Non necessariamente le tensioni interne che si celano dietro un malessere manifesto, debbono essere
inconsce, ma spesso non vengono comunque affrontate per le ragioni sopraindicate e soprattutto
perché apparentemente è molto meno doloroso incolpare qualcuno di esterno per la propria condizione,
piuttosto che dover scoprire le proprie verità scomode.
All’origine di una tensione esterna, vi è sempre una tensione interna, se quest’ultima rimane
occultata, il problema non si risolverà mai e dunque la sofferenza aumenterà.

Gli strumenti che il counselor ha a disposizione per aiutare il cliente in questo viaggio interiore
sono l’ascolto attento del racconto del cliente (in genere il primo racconto viene detto
confessione), la valutazione del materiale esposto (mettendo insieme i dati esposti dal cliente per
comprendere se e quando il problema si manifesta) una interpretazione del suo vissuto (che considera
anche i segnali non verbali come il tono della voce e la gestualità, per valutare eventuali
incongruenze tra linguaggio orale e linguaggio del corpo) ed un porre domande mirato
all’esplorazione interiore del cliente (fondamentale per verificare se le intuizioni avute sono
esatte).

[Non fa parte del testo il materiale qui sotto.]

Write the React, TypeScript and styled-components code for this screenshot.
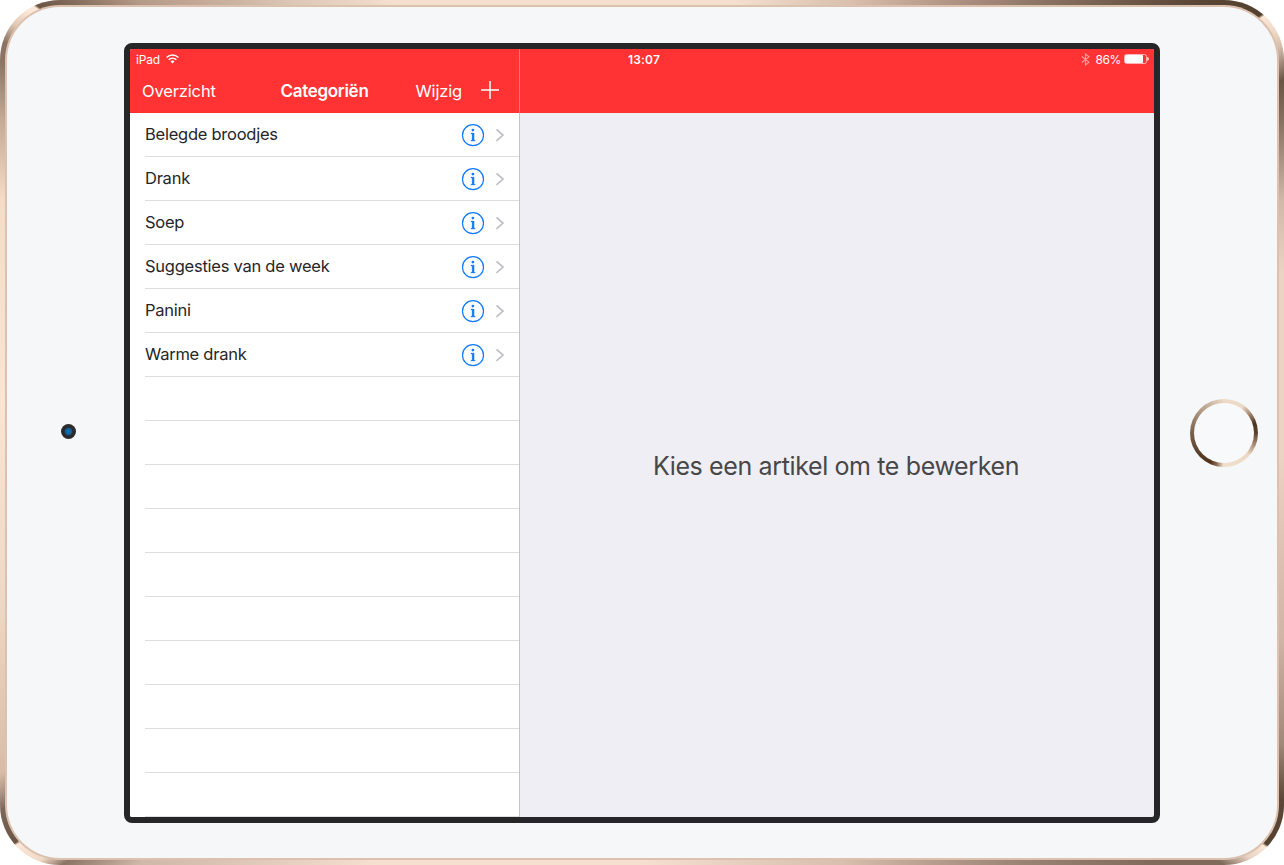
import React from 'react';
import styled, { createGlobalStyle } from 'styled-components';

const Global = createGlobalStyle`
  * { box-sizing: border-box; }
  html, body { margin: 0; background: #fff; overflow: hidden; }
  body { font-family: Inter, "Liberation Sans", sans-serif; color: #262628; }
`;

const Device = styled.div`
  width: 1284px;
  height: 865px;
  padding: 5px;
  border-radius: 60px;
  background: conic-gradient(
    #f5e0cf 0deg, #f5e0cf 12deg, #d8bfae 26deg, #9b8272 40deg, #5a4636 52.4deg, #54402f 56deg,
    #fce8d8 56.2deg, #f0dac8 57.5deg, #d8c0ae 58.8deg, #6a5444 61.2deg, #86705f 64deg, #d0b8a6 70deg,
    #ecd4c2 76deg, #ecd4c2 92deg, #cfb5a3 108deg, #a08878 116deg, #5c4838 119.8deg, #54402f 123.4deg,
    #fce8d8 123.6deg, #e8d4c4 125deg, #806a5c 126.6deg, #806a5c 130deg, #a08878 140deg, #d8bfae 155deg,
    #f5e0cf 180deg, #f5e0cf 212deg, #d0b8a8 229.4deg, #8c7464 233.3deg, #f0dac8 234.6deg, #fce8d8 236.6deg,
    #6a5444 236.8deg, #7c685a 239.5deg, #a89080 240.5deg, #d8baa8 242deg, #dcc2ae 244deg, #f0d8c6 255.4deg,
    #fae4d2 273deg, #f4dcc8 290deg, #dcc4b0 293deg, #c4ab98 296deg, #8c7464 300.2deg, #8c7464 301.5deg,
    #e0c8b5 303deg, #fce8d8 304.5deg, #fce8d8 305deg, #6a5444 305.2deg, #8c7464 307.7deg, #b59a88 310.6deg,
    #dcc6b5 320.7deg, #f5e0cf 330deg, #f5e0cf 360deg
  );
`;

const Rim = styled.div`
  height: 100%;
  padding: 2px;
  border-radius: 55px;
  background: #dbc1ae;
`;

const Face = styled.div`
  height: 100%;
  display: grid;
  grid-template-columns: 117px 1036px 1fr;
  border-radius: 53px;
  background: #f5f7f9;
`;

const Bezel = styled.div`
  display: flex;
  align-items: center;
  justify-content: center;
`;

const Camera = styled.div`
  width: 15px;
  height: 15px;
  margin: -2px -6px 0 0;
  border-radius: 50%;
  background: radial-gradient(circle, #0878c4 0, #145d91 3px, #29292b 4.5px, #2c2c2e 7px);
`;

const HomeButton = styled.div`
  width: 68px;
  height: 68px;
  padding: 4px;
  margin: 1px 0 0 11px;
  border-radius: 50%;
  background: conic-gradient(#ecd9c6 0deg, #ecdac8 35deg, #b69c85 49deg, #50331d 73deg, #5c422d 90deg, #ad9178 112deg, #ecd9c6 132deg, #f1dfcc 181deg, #8b6e55 193deg, #50331d 205deg, #563b25 225deg, #7a614b 270deg, #a88f79 305deg, #ecd9c6 360deg);
  &::before { content: ''; display: block; height: 100%; border-radius: 50%; background: #f8f9fb; }
`;

const Screen = styled.div`
  height: 780px;
  margin-top: 36px;
  border: 6px solid #262628;
  border-radius: 8px;
  display: grid;
  grid-template-rows: 64px 1fr;
  background: #efeef4;
  overflow: hidden;
`;

const Header = styled.header`
  display: grid;
  grid-template-columns: 390px 1fr;
  grid-template-rows: 20px 44px;
  color: #fff;
  background: linear-gradient(90deg, transparent 389px, #ff7474 389px, #ff7474 390px, transparent 390px), #ff3333;
`;

const StatusBar = styled.div`
  grid-column: 1 / -1;
  display: grid;
  grid-template-columns: 1fr 1fr 1fr;
  align-items: center;
  padding: 0 5px 0 6px;
  font-size: 12px;
`;

const StatusGroup = styled.div<{ $end?: boolean }>`
  display: flex;
  align-items: center;
  justify-content: ${p => (p.$end ? 'flex-end' : 'flex-start')};
  gap: ${p => (p.$end ? '3px' : '6px')};
  letter-spacing: ${p => (p.$end ? '-0.35px' : '-0.15px')};
  svg { display: block; }
`;

const Clock = styled.time`
  padding-left: 3px;
  text-align: center;
  font-weight: 600;
  letter-spacing: 0.2px;
`;

const Navigation = styled.nav`
  display: grid;
  grid-template-columns: 1fr auto 1fr;
  align-items: center;
  padding: 0 21px 0 12px;
  font-size: 16.5px;
  letter-spacing: -0.15px;
`;

const Title = styled.strong`
  padding-left: 8px;
  font-size: 17px;
  font-weight: 600;
  letter-spacing: -0.3px;
`;

const Actions = styled.div`
  display: flex;
  align-items: center;
  justify-content: flex-end;
  gap: 19px;
  svg { display: block; margin-bottom: 2px; }
`;

const Content = styled.main`
  display: grid;
  grid-template-columns: 390px 1fr;
  min-height: 0;
`;

const Categories = styled.ul`
  margin: 0;
  padding: 0 0 0 15px;
  list-style: none;
  overflow: hidden;
  background: #fff;
  border-right: 1px solid #c5c5c9;
`;

const Row = styled.li`
  height: 44px;
  display: flex;
  align-items: center;
  padding-right: 14px;
  border-bottom: 1px solid #dedee0;
  font-size: 16.5px;
  letter-spacing: -0.25px;
`;

const RowLabel = styled.span`
  flex: 1;
  padding-bottom: 2px;
`;

const Detail = styled.section`
  display: flex;
  align-items: center;
  justify-content: center;
  padding: 2px 2px 0 0;
  color: #47474a;
  font-size: 25px;
  letter-spacing: -0.37px;
`;

const WifiIcon = () => (
  <svg width="13" height="10" viewBox="0 0 13 10" fill="none" stroke="#fff" strokeWidth="1.5">
    <path d="M.6 3.5C4 .2 9 .2 12.4 3.5M2.7 5.7c2.2-2.1 5.4-2.1 7.6 0" />
    <path d="M4.5 7.4c1.2-1.1 2.8-1.1 4 0l-2 2z" fill="#fff" stroke="none" />
  </svg>
);

const BluetoothIcon = () => (
  <svg width="11" height="13" viewBox="0 0 11 13" fill="none" stroke="#ff9c9c" strokeWidth="1.1">
    <path d="M.8 3.5 8 9.3 4.5 12V1L8 3.7.8 9.5" />
  </svg>
);

const BatteryIcon = () => (
  <svg width="25" height="10" viewBox="0 0 25 10">
    <rect x=".5" y=".5" width="22" height="9" rx="2" fill="none" stroke="#ffb3b3" />
    <rect x="1" y="1" width="18" height="8" rx="1" fill="#fff" />
    <path d="M23.3 3.1c2 .7 2 3.1 0 3.8z" fill="#fff" />
  </svg>
);

const PlusIcon = () => (
  <svg width="18" height="18" viewBox="0 0 18 18" stroke="#fff" strokeWidth="1.5">
    <path d="M9 0v18M0 9h18" />
  </svg>
);

const RowIcons = () => (
  <svg width="44" height="24" viewBox="0 0 44 24" fill="none">
    <circle cx="12" cy="12.2" r="10.5" stroke="#127cf8" strokeWidth="1.2" />
    <circle cx="11.9" cy="7.1" r="1.4" fill="#127cf8" />
    <path d="M10 10.1h3.1v7.2h1v.8H9.9v-.8h1.2v-6.4H10z" fill="#127cf8" stroke="#127cf8" strokeWidth=".3" />
    <path d="m35.5 6.3 6.5 5.8-6.5 5.8" stroke="#bdbdc2" strokeWidth="1.6" />
  </svg>
);

const categories = ['Belegde broodjes', 'Drank', 'Soep', 'Suggesties van de week', 'Panini', 'Warme drank'];
const emptyRows = Array.from({ length: 10 }, (_, i) => i);

export default function App() {
  return (
    <>
      <Global />
      <Device>
        <Rim>
          <Face>
            <Bezel><Camera /></Bezel>
            <Screen>
              <Header>
                <StatusBar>
                  <StatusGroup>iPad <WifiIcon /></StatusGroup>
                  <Clock>13:07</Clock>
                  <StatusGroup $end><BluetoothIcon /><span>86%</span><BatteryIcon /></StatusGroup>
                </StatusBar>
                <Navigation>
                  <span>Overzicht</span>
                  <Title>Categoriën</Title>
                  <Actions><span>Wijzig</span><PlusIcon /></Actions>
                </Navigation>
              </Header>
              <Content>
                <Categories>
                  {categories.map(name => (
                    <Row key={name}><RowLabel>{name}</RowLabel><RowIcons /></Row>
                  ))}
                  {emptyRows.map(i => <Row key={i} />)}
                </Categories>
                <Detail>Kies een artikel om te bewerken</Detail>
              </Content>
            </Screen>
            <Bezel><HomeButton /></Bezel>
          </Face>
        </Rim>
      </Device>
    </>
  );
}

Tutto questo non sarebbe possibile in una semplice conversazione, il counseling è molto di
più.

L’ascolto attento prevede infatti che il counselor possa richiedere al cliente approfondimenti su
particolari relazioni o avvenimenti della propria vita, possa richiedergli di raccontare un episodio
anche diverse volte per notare eventuali modificazioni nella narrazione, ma soprattutto prevede un
atteggiamento in cui il counselor ascolti empaticamente la narrazione del cliente, mantenendo,
attraverso il distacco emotivo, la propria visione pura rispetto agli eventi narrati secondo il
punto di vista del cliente.
Per questo motivo, in famiglia, tra membri appartenenti allo stesso nucleo, è difficile applicare il
counseling, si tenderebbe infatti a non rispettare ruoli e strumenti e l’eccessiva confidenza
presente, sarebbe fuorviante rispetto alla necessità di mantenere distacco emotivo e obiettività.